Yes, the KJV is/was a very important book and it is rightfully regarded as a significant part of British history, but, for one thing, the 400th anniversary, the apparent inspiration for the distribution, is this year, 2011. Are the Bibles ready to go? Budget-approved? Waiting to be sent? How much will the distribution, alone, cost on top of the £10 per copy?!


Then there's the issue of the Bible itself. Any right-thinking person knows very little of it has any historical or factual basis. Many of the best stories, including most of the Jesus-myth, are, we'll be generous, borrowed from earlier religions. None of the headlining stories have any basis in history, archaeology, geography, science or fact. Why on earth is the Bible being donated to schools, remember just one copy per school, rather than, say something by Darwin or Dawkins?

One copy will, I predict, sit on a bookshelf in the Headteacher's office, gathering dust for most of the year. The only time a pupil is ever likely to see or use the special Bible is if they use it for readings at the Christmas carol service.

At a time when education is struggling, when schools are scrambling about for money surely there's more important things to spend the £375k on? Should the government, via the DfE, be giving free publicity for one of the biggest, wealthiest organisations in the country.... the Church?

I hope lots of schools simply return the copies to Gove. Or flog them on E-Bay and use the money for something useful, worthwhile and educational.

Mr. Gove, as Secretary of State for Education, your job is to facilitate education and guide and assist schools, keeping an eye on budgets and improving the learning if every child in the land. It is not to help the church manipulate and brainwash a new generation of "believers" and it is not to waste money on pointless baubles that have more to do with you trying to achieve immortality than worthwhile education.

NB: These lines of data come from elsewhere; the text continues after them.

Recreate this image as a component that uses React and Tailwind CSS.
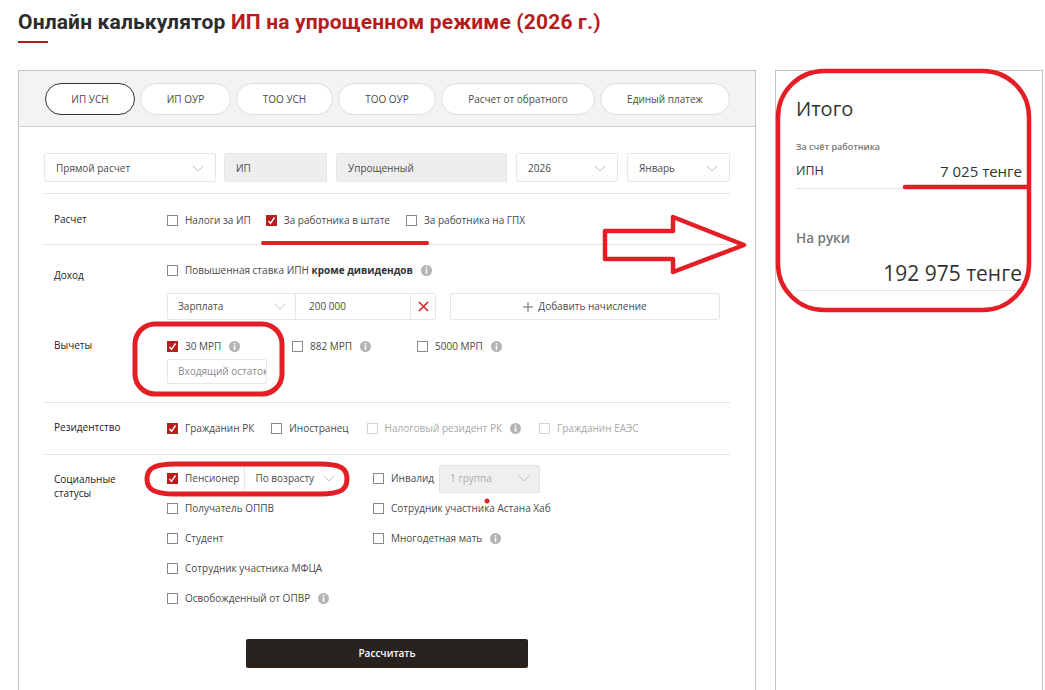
const Chevron = () => (
  <svg width="12" height="7" viewBox="0 0 12 7" fill="none" className="shrink-0">
    <path d="M.5.5l5.5 5.5L11.5.5" stroke="#c4c4c4" strokeWidth="1" />
  </svg>
);

const Info = () => (
  <svg width="11" height="11" viewBox="0 0 11 11" className="shrink-0">
    <circle cx="5.5" cy="5.5" r="5.5" fill="#b4b4b4" />
    <rect x="4.7" y="2" width="1.6" height="1.5" fill="#fff" />
    <rect x="4.7" y="4.4" width="1.6" height="4.4" fill="#fff" />
  </svg>
);

const Check = ({ on, off, label, info, bold, w }) => (
  <div className={`flex items-center gap-[7px] ${w || ""}`}>
    {on ? (
      <span className="flex h-[11px] w-[11px] shrink-0 items-center justify-center bg-[#b81c1c]">
        <svg width="9" height="9" viewBox="0 0 9 9" fill="none">
          <path d="M1.5 5l2 2.3L7.5 1.5" stroke="#fff" strokeWidth="1.4" />
        </svg>
      </span>
    ) : (
      <span className={`h-[11px] w-[11px] shrink-0 border ${off ? "border-[#d4d4d4]" : "border-[#8a8a8a]"}`} />
    )}
    <span className={`whitespace-nowrap ${off ? "text-[#a8a8a8]" : "text-[#4a4a4a]"}`}>
      {label}
      {bold && <b className="font-bold text-[#333]"> {bold}</b>}
    </span>
    {info && <span className="ml-[1px]"><Info /></span>}
  </div>
);

const Select = ({ w, label, plain, grey }) => (
  <div
    className={`flex h-[29px] ${w} shrink-0 items-center justify-between rounded-[2px] border px-[11px] pt-[1px] text-[#4a4a4a] ${
      grey ? "border-[#e6e6e6] bg-[#eeeeee]" : "border-[#e6e6e6] bg-white"
    }`}
  >
    <span className="whitespace-nowrap">{label}</span>
    {!plain && <Chevron />}
  </div>
);

const tabs = [
  ["ИП УСН", "w-[90px]", true],
  ["ИП ОУР", "w-[91px]"],
  ["ТОО УСН", "w-[97px]"],
  ["ТОО ОУР", "w-[98px]"],
  ["Расчет от обратного", "w-[154px]"],
  ["Единый платеж", "w-[130px]"],
];

const Label = ({ children }) => (
  <div className="w-[123px] shrink-0 pl-[10px] font-medium leading-[14px] text-[#222]">{children}</div>
);

export default function App() {
  return (
    <div className="relative h-[690px] w-[1045px] overflow-hidden bg-white font-['Open_Sans',sans-serif] text-[10px]">
      <header className="pl-[18px] pt-[8px]">
        <h1 className="font-['Roboto',sans-serif] text-[21px] font-bold leading-[28px] tracking-[0.15px] text-[#2b2b2b]">
          Онлайн калькулятор <span className="text-[#b71c1c]">ИП на упрощенном режиме (2026 г.)</span>
        </h1>
        <div className="mt-[5px] h-[2px] w-[30px] bg-[#b71c1c]" />
      </header>

      <div className="ml-[18px] mt-[27px] flex items-start gap-[19px]">
        <main className="h-[640px] w-[738px] shrink-0 border border-[#c4c4c4]">
          <div className="flex h-[56px] items-start gap-[5px] border-b border-[#cfcfcf] bg-[#f3f3f3] pl-[26px] pt-[12px]">
            {tabs.map(([t, w, active]) => (
              <div
                key={t}
                className={`flex h-[32px] ${w} shrink-0 items-center justify-center rounded-full border bg-white text-[#4a4a4a] ${
                  active ? "border-[#333]" : "border-[#dcdcdc]"
                }`}
              >
                {t}
              </div>
            ))}
          </div>

          <div className="px-[25px] pt-[26px]">
            <div className="flex gap-[8px] pb-[11px]">
              <Select w="w-[172px]" label="Прямой расчет" />
              <Select w="w-[103px]" label="ИП" plain grey />
              <Select w="ml-[1px] w-[171px]" label="Упрощенный" plain grey />
              <Select w="ml-[1px] w-[102px]" label="2026" />
              <Select w="ml-[1px] w-[103px]" label="Январь" />
            </div>

            <section className="flex h-[51px] items-center border-t border-[#e4e4e4]">
              <Label>Расчет</Label>
              <div className="flex items-center gap-[15px] pt-[2px]">
                <Check label="Налоги за ИП" />
                <Check on label="За работника в штате" />
                <Check w="ml-[1px]" label="За работника на ГПХ" />
              </div>
            </section>

            <section className="h-[158px] border-t border-[#e4e4e4] pt-[18px]">
              <div className="flex items-start">
                <div className="w-[123px] shrink-0 pl-[10px] pt-[5px] font-medium text-[#222]">Доход</div>
                <div>
                  <Check label="Повышенная ставка ИПН" bold="кроме дивидендов" info />
                  <div className="mt-[15px] flex w-[553px] gap-[14px]">
                    <div className="flex h-[27px] w-[269px] items-center rounded-[2px] border border-[#e6e6e6] text-[#4a4a4a]">
                      <div className="flex h-full w-[128px] items-center justify-between border-r border-[#e6e6e6] pl-[10px] pr-[9px]">
                        Зарплата <Chevron />
                      </div>
                      <div className="flex h-full w-[115px] items-center border-r border-[#e6e6e6] pl-[13px]">200 000</div>
                      <div className="flex flex-1 items-center justify-center">
                        <svg width="11" height="11" viewBox="0 0 11 11" fill="none">
                          <path d="M1 1l9 9M10 1l-9 9" stroke="#c92a2a" strokeWidth="1.6" />
                        </svg>
                      </div>
                    </div>
                    <div className="flex h-[27px] w-[270px] items-center justify-center gap-[5px] rounded-[2px] border border-[#e6e6e6] text-[#4a4a4a]">
                      <svg width="10" height="10" viewBox="0 0 10 10" fill="none">
                        <path d="M5 0v10M0 5h10" stroke="#666" strokeWidth="1" />
                      </svg>
                      Добавить начисление
                    </div>
                  </div>
                </div>
              </div>
              <div className="mt-[18px] flex items-start">
                <div className="w-[123px] shrink-0 pl-[10px] font-medium leading-[14px] text-[#222]">Вычеты</div>
                <div className="w-[125px] pt-[1px]">
                  <Check on label="30 МРП" info />
                  <div className="mt-[5px] flex h-[25px] w-[100px] items-center overflow-hidden whitespace-nowrap rounded-[2px] border border-[#e6e6e6] pl-[10px] text-[#8a8a8a]">
                    Входящий остаток
                  </div>
                </div>
                <div className="w-[125px] pt-[1px]"><Check label="882 МРП" info /></div>
                <div className="pt-[1px]"><Check label="5000 МРП" info /></div>
              </div>
            </section>

            <section className="flex h-[52px] items-center border-t border-[#e4e4e4] pb-[4px]">
              <Label>Резидентство</Label>
              <div className="flex items-center gap-[17px] pt-[4px]">
                <Check on label="Гражданин РК" />
                <Check label="Иностранец" />
                <Check w="ml-[1px]" off label="Налоговый резидент РК" info />
                <Check w="ml-[1px]" off label="Гражданин ЕАЭС" />
              </div>
            </section>

            <section className="flex border-t border-[#e4e4e4] pt-[10px]">
              <div className="w-[123px] shrink-0 pl-[10px] pt-[7px] font-medium leading-[14px] text-[#222]">
                Социальные
                <br />
                статусы
              </div>
              <div className="flex">
                <div className="w-[206px]">
                  <div className="flex h-[27px] items-center">
                    <Check on label="Пенсионер" />
                    <div className="ml-[5px] flex h-[28px] w-[101px] items-center justify-between rounded-[2px] border border-[#e6e6e6] pl-[10px] pr-[9px] text-[#4a4a4a]">
                      По возрасту <Chevron />
                    </div>
                  </div>
                  <div className="mt-[9px] flex flex-col gap-[16px] leading-[14px]">
                    <Check label="Получатель ОППВ" />
                    <Check label="Студент" />
                    <Check label="Сотрудник участника МФЦА" />
                    <Check label="Освобожденный от ОПВР" info />
                  </div>
                </div>
                <div>
                  <div className="flex h-[27px] items-center">
                    <Check label="Инвалид" />
                    <div className="ml-[5px] flex h-[28px] w-[101px] items-center justify-between rounded-[2px] border border-[#e2e2e2] bg-[#efefef] pl-[10px] pr-[9px] text-[#ababab]">
                      1 группа <Chevron />
                    </div>
                  </div>
                  <div className="mt-[9px] flex flex-col gap-[16px] leading-[14px]">
                    <Check label="Сотрудник участника Астана Хаб" />
                    <Check label="Многодетная мать" info />
                  </div>
                </div>
              </div>
            </section>

            <div className="mt-[34px] ml-[202px] flex h-[29px] w-[282px] items-center justify-center rounded-[2px] bg-[#28231e] font-semibold text-white">
              Рассчитать
            </div>
          </div>
        </main>

        <aside className="h-[640px] w-[268px] shrink-0 border border-[#c4c4c4] px-[20px] pt-[24px]">
          <div className="text-[20px] leading-[28px] text-[#333]">Итого</div>
          <div className="mt-[18px] text-[9px] font-semibold leading-[12px] text-[#777]">За счёт работника</div>
          <div className="mt-[9px] flex items-center justify-between border-b border-[#e2e2e2] pb-[8px] text-[#333]">
            <span className="text-[12.5px] leading-[18px]">ИПН</span>
            <span className="text-[15px] leading-[18px]">7 025 тенге</span>
          </div>
          <div className="mt-[40px] text-[13.5px] font-semibold leading-[18px] text-[#777]">На руки</div>
          <div className="mt-[12px] border-b border-[#e2e2e2] pb-[3px] text-right text-[21px] leading-[28px] text-[#333]">
            192 975 тенге
          </div>
        </aside>
      </div>

      <svg className="pointer-events-none absolute left-0 top-0" width="1045" height="690" fill="none" stroke="#e31e26">
        <rect x="778" y="71" width="251" height="239" rx="46" strokeWidth="4.5" />
        <path d="M905 187H1028" strokeWidth="4.5" strokeLinecap="round" />
        <path d="M263 243H427" strokeWidth="4" strokeLinecap="round" />
        <path d="M605 231H673V217L744 245L673 272V259H605Z" strokeWidth="4.5" strokeLinejoin="round" />
        <rect x="135" y="324" width="147" height="70" rx="20" strokeWidth="5" />
        <path d="M147 479C147 468 155 464 175 464H320C340 464 347 468 347 479C347 490 340 494 320 494H175C155 494 147 490 147 479Z" strokeWidth="5" />
        <circle cx="487" cy="501" r="2.5" fill="#e31e26" stroke="none" />
      </svg>
    </div>
  );
}
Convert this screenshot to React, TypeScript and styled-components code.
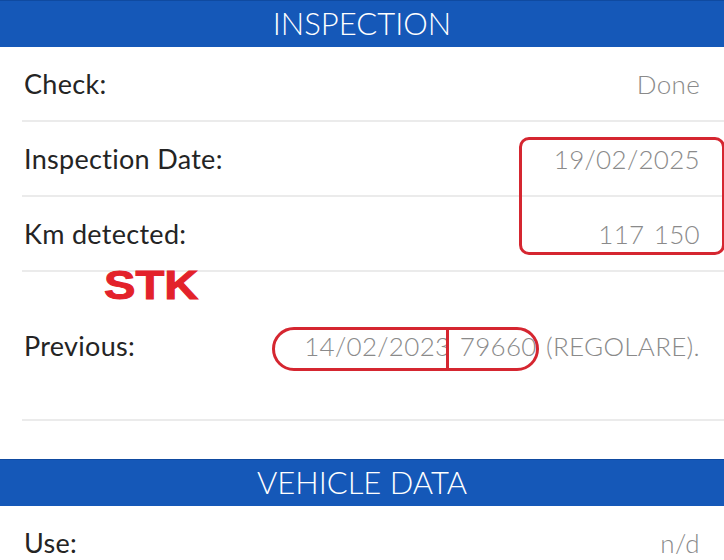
import React, { FC } from "react";
import styled, { createGlobalStyle } from "styled-components";

const GlobalStyle = createGlobalStyle`
  html, body {
    margin: 0;
    padding: 0;
    background: #ffffff;
  }
  body {
    font-family: Lato, "Open Sans", "Liberation Sans", sans-serif;
    overflow: hidden;
  }
`;

const Page = styled.div`
  position: relative;
  width: 724px;
  height: 560px;
  overflow: hidden;
  background: #ffffff;
`;

const SectionHeader = styled.div`
  height: 47px;
  background: #1558b8;
  border-top: 1px solid #0f4aa0;
  box-sizing: border-box;
  display: flex;
  align-items: center;
  justify-content: center;
  color: #ffffff;
  font-size: 31px;
  font-weight: 300;
  padding-bottom: 2px;
`;

const Row = styled.div<{ $tall?: boolean }>`
  height: ${(p) => (p.$tall ? 149 : 75)}px;
  margin-left: 22px;
  padding: 0 24px 0 2px;
  box-sizing: border-box;
  display: flex;
  align-items: center;
  justify-content: space-between;
  border-bottom: 2px solid #ebebeb;
`;

const Label = styled.span`
  color: #242424;
  font-size: 27px;
  font-weight: 400;
  letter-spacing: 0.3px;
`;

const Value = styled.span`
  color: #8a8a8a;
  font-size: 26px;
  font-weight: 300;
  letter-spacing: 0.3px;
  word-spacing: 2px;
  white-space: nowrap;
`;

const Gap = styled.div`
  height: 38px;
`;

/* red annotations drawn over the screenshot */
const Stamp = styled.div`
  position: absolute;
  left: 104px;
  top: 262px;
  color: #e3222a;
  font-family: "Liberation Sans", Arial, sans-serif;
  font-weight: 700;
  font-size: 41px;
  -webkit-text-stroke: 1px #e3222a;
  transform: scaleX(1.15);
  transform-origin: left center;
`;

const Mark = styled.div<{ $radius: number }>`
  position: absolute;
  border: 3px solid #d52630;
  border-radius: ${(p) => p.$radius}px;
  box-sizing: border-box;
`;

const Divider = styled.div`
  position: absolute;
  width: 3px;
  background: #d52630;
`;

interface FieldProps {
  label: string;
  value: string;
  tall?: boolean;
}

const Field: FC<FieldProps> = ({ label, value, tall }) => (
  <Row $tall={tall}>
    <Label>{label}</Label>
    <Value>{value}</Value>
  </Row>
);

const App: FC = () => {
  return (
    <Page>
      <GlobalStyle />
      <SectionHeader>INSPECTION</SectionHeader>
      <Field label="Check:" value="Done" />
      <Field label="Inspection Date:" value="19/02/2025" />
      <Field label="Km detected:" value="117 150" />
      <Field label="Previous:" value="14/02/2023 79660 (REGOLARE)." tall />
      <Gap />
      <SectionHeader>VEHICLE DATA</SectionHeader>
      <Field label="Use:" value="n/d" />

      <Stamp>STK</Stamp>
      <Mark $radius={10} style={{ left: 519, top: 137, width: 206, height: 118 }} />
      <Mark $radius={22} style={{ left: 272, top: 327, width: 267, height: 44 }} />
      <Divider style={{ left: 446, top: 328, height: 42 }} />
    </Page>
  );
};

export default App;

Saturday, 12 November 2011

OPINION: Soldiers aren't heroes

Soldiers aren't heroes, they're victims:


*Victims of incompetent politicians who would rather use bombs instead of words and gain jingoistic favour by tugging on the heart strings of societies lowest common denominators.

*Victims of the immoral arms trade who turn massacres and maiming into profits for shareholders.

*Victims of warmongering military leaders who use them, and, increasingly, the public as cannon fodder in their war games. 

*Victims of a failing education system that provides few options for the less able and allows them to be brainwashed by regular visits from Army recruitment who lie about a glorious career. 

There are no heroes in military uniform.

It's wrong to glorify their actions, their killing of civilians, their maiming of children. War cannot be justified. 

At remembrance, weep for the waste of life, the loss of possibility, the destruction of families but, please, remember these soldiers were trying to kill and maim; that's their job so that the politicians can get a jingoistic boost, so that arms manufacturers can make a profit, so that the military can justify their existence and so that the education system has a dustbin for its failures. 

There are no heroes in the military; just victims and aggressors.